The San Juan River forms the entire southern boundary of Bears Ears National Monument from the town of Bluff to the confluence with the Colorado River. Along the shores of the San Juan River there are large rock art panels and areas with boulders adorned with petroglyphs. Some are day hikes and others are accessed by remote backroads. Every year rafters float down the San Juan stopping at some of these archaeological sites and camping on the river banks. Most of the river in this area is protected on the north side by Glen Canyon National Recreation Area. Bears Ears National Monument will include portions of the rive near Mexican Hat and Bluff.

Chimney Rocks

Chimney Rocks is a little known area north of Bluff, Utah. It’s named for the tall skinny hoodoos (layered rock columns) that stand erect in this shallow draw.

Moqui Canyon & Mancos Mesa

Moqui Canyon drains west into Lake Powell in Glenn Canyon National Recreation Area. Just north of it is Mancos Mesa and several other remote and little-known canyons. This area between Highway 95 and Highway 276 is seldom seen by humans.

Goosenecks State Park

This state park is located at a spot overlooking a gooseneck bend in the San Juan River.

Abajo Mountains

The Abajos (or Blues as they are known locally) are visible from the nearby towns of Monticello and Blanding.

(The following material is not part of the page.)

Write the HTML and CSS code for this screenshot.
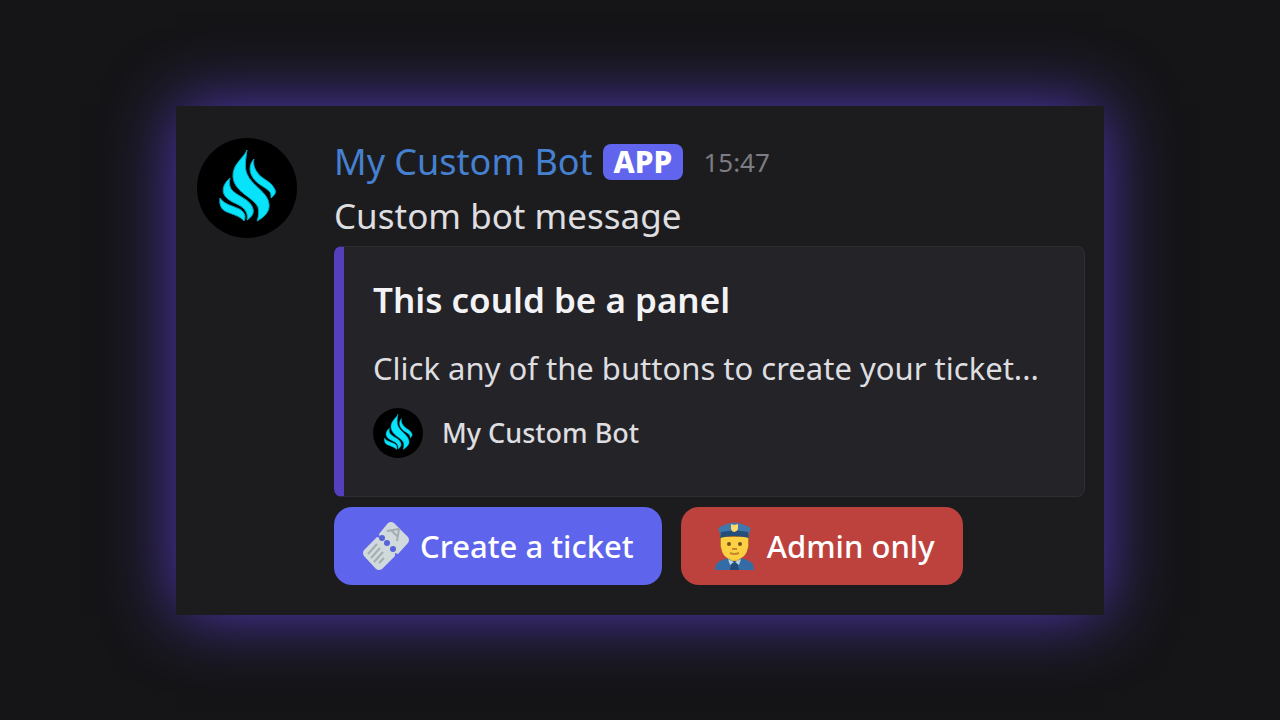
FILE: index.html
```
<!DOCTYPE html>
<html lang="en">
  <head>
    <meta charset="utf-8">
    <title>My Custom Bot</title>
    <link rel="stylesheet" href="styles.css">
  </head>
  <body>
    <svg class="sprite" aria-hidden="true">
      <symbol id="flame" viewBox="0 0 100 100">
        <circle cx="50" cy="50" r="50" fill="#000"/>
        <g fill="#07e3fb" stroke="#07a5bd" stroke-width="1">
          <path d="M50 12C47 20 35 26 36 39C37 54 56 59 61 69C62 74 62 78 60 83C68 79 73 73 72 66C71 54 55 48 50 36C47 29 49 20 50 12Z"/>
          <path d="M57 21C53 25 52 31 54 36C58 46 67 48 72 53C74 55 74 56 74 60C78 57 80 54 77 50C74 43 64 41 60 34C57 30 56 25 57 21Z"/>
          <path d="M33 40C27 45 24 52 28 58C33 65 44 66 48 72C50 75 51 78 50 82C55 79 57 75 56 71C54 61 39 58 34 51C32 47 32 43 33 40Z"/>
          <path d="M23 60C22 66 24 72 30 74C37 77 43 78 47 83C49 79 48 75 44 72C38 68 27 67 23 60Z"/>
        </g>
      </symbol>
    </svg>

    <main class="message">
      <svg class="avatar" role="img" aria-label="Avatar"><use href="#flame"/></svg>
      <div class="content">
        <div class="header">
          <span class="name">My Custom Bot</span>
          <span class="tag">APP</span>
          <time class="time">15:47</time>
        </div>
        <p class="text">Custom bot message</p>

        <article class="embed">
          <h1 class="title">This could be a panel</h1>
          <p class="description">Click any of the buttons to create your ticket...</p>
          <footer class="footer">
            <svg class="footer-icon" aria-hidden="true"><use href="#flame"/></svg>
            <span>My Custom Bot</span>
          </footer>
        </article>

        <div class="buttons">
          <button type="button" class="button primary">
            <svg class="emoji" viewBox="0 0 50 50" aria-hidden="true">
              <path fill="#d0d9dc" d="M26 2Q29 0 32 2L46 16Q48 19 46 22L36 33L33 32L33 35L20 48Q17 50 14 48L2 35Q0 32 2 29L15 16L18 17L17 13Z"/>
              <g fill="#5865d8">
                <circle cx="20" cy="17" r="3"/>
                <circle cx="25" cy="22" r="3"/>
                <circle cx="31" cy="28" r="3"/>
              </g>
              <g fill="none" stroke="#a3adb2" stroke-width="2">
                <path d="M15 23L6 33M18 27L9 37M21 31L12 41M22 37L17 42"/>
                <path d="M25 10L37 8L35 20M29 9L36 16"/>
              </g>
            </svg>
            Create a ticket
          </button>
          <button type="button" class="button danger">
            <svg class="emoji" viewBox="0 0 50 50" aria-hidden="true">
              <path fill="#346da5" d="M6 49Q6 41 13 39L20 37H31L38 39Q45 41 45 49Z"/>
              <path fill="#e6b52c" d="M20 33H31V38L26 42L20 38Z"/>
              <path fill="#234d78" d="M23 40H28L30 49H21Z"/>
              <path fill="#b9d3e9" d="M19 38L25 41L21 44ZM32 38L26 41L30 44Z"/>
              <path fill="#b8782b" d="M11 13H40V24Q40 28 37 28H14Q11 28 11 24Z"/>
              <path fill="#fcd042" d="M12 16H39V25Q38 38 25 39Q13 38 12 25Z"/>
              <path fill="#3f78ad" d="M10 10Q8 7 13 5Q25-2 38 5Q43 7 41 10L39 15H12Z"/>
              <path fill="#254e78" d="M12 11Q25 8 39 11L40 17Q25 13 11 17Z"/>
              <path fill="#fcd96a" d="M22 3L25 4L29 3V7Q29 10 25 11Q22 10 22 7Z"/>
              <circle cx="20" cy="23" r="2" fill="#715022"/>
              <circle cx="31" cy="23" r="2" fill="#715022"/>
              <path d="M23 28H28M21 32Q25 34 30 32" fill="none" stroke="#c4852b" stroke-width="2"/>
            </svg>
            Admin only
          </button>
        </div>
      </div>
    </main>
  </body>
</html>
```

FILE: styles.css
```
* {
  box-sizing: border-box;
}
body {
  min-height: 100vh;
  margin: 0;
  padding: 0 176px;
  display: flex;
  align-items: center;
  background: #151517;
  color: #dedee0;
  font-family: "Noto Sans", sans-serif;
}
h1, p {
  margin: 0;
}
.sprite {
  position: absolute;
  width: 0;
  height: 0;
}
.message {
  flex: 1;
  display: flex;
  gap: 37px;
  padding: 32px 19px 30px 21px;
  background: #1c1c1f;
  box-shadow: 0 0 64px #5239b8;
}
.avatar {
  flex: none;
  width: 100px;
  height: 100px;
}
.content {
  flex: 1;
  min-width: 0;
}
.header {
  display: flex;
  align-items: center;
  height: 48px;
}
.name {
  color: #4680d0;
  font-size: 36px;
}
.tag {
  margin-left: 10px;
  padding: 0 11px;
  border-radius: 8px;
  background: #6165ee;
  color: #fff;
  font-size: 30px;
  font-weight: 800;
  line-height: 36px;
}
.time {
  margin-left: 20px;
  color: #7c7c82;
  font-size: 26px;
  line-height: 40px;
}
.text {
  font-size: 35px;
  line-height: 60px;
}
.embed {
  padding: 29px 30px 38px 29px;
  border: 1px solid #2d2d32;
  border-left: 10px solid #553fbd;
  border-radius: 8px;
  background: #242428;
}
.title {
  color: #f3f3f5;
  font-size: 35px;
  font-weight: 600;
  line-height: 48px;
}
.description {
  margin-top: 20px;
  font-size: 31px;
  line-height: 48px;
}
.footer {
  display: flex;
  align-items: center;
  gap: 19px;
  margin-top: 16px;
  font-size: 27px;
  font-weight: 500;
  line-height: 50px;
}
.footer-icon {
  width: 50px;
  height: 50px;
}
.buttons {
  display: flex;
  flex-wrap: wrap;
  gap: 19px;
  margin-top: 10px;
}
.button {
  display: flex;
  align-items: center;
  gap: 8px;
  height: 78px;
  padding: 0 28px;
  border: none;
  border-radius: 18px;
  color: #fff;
  font-family: inherit;
  font-size: 31px;
  font-weight: 500;
  cursor: pointer;
}
.primary {
  background: #5e65ec;
}
.danger {
  background: #bd423e;
}
.emoji {
  width: 50px;
  height: 50px;
}
```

They are home to many black bear, deer, elk, and other animals and are popular mountains for hunting. A scenic high elevation road winds through the peaks from Elk Ridge to Monticello. The Abajo Mountains were part of the original proposal for Bears Ears National Monument but were omitted. They are easily accessed from Elk Ridge which is in the national monument.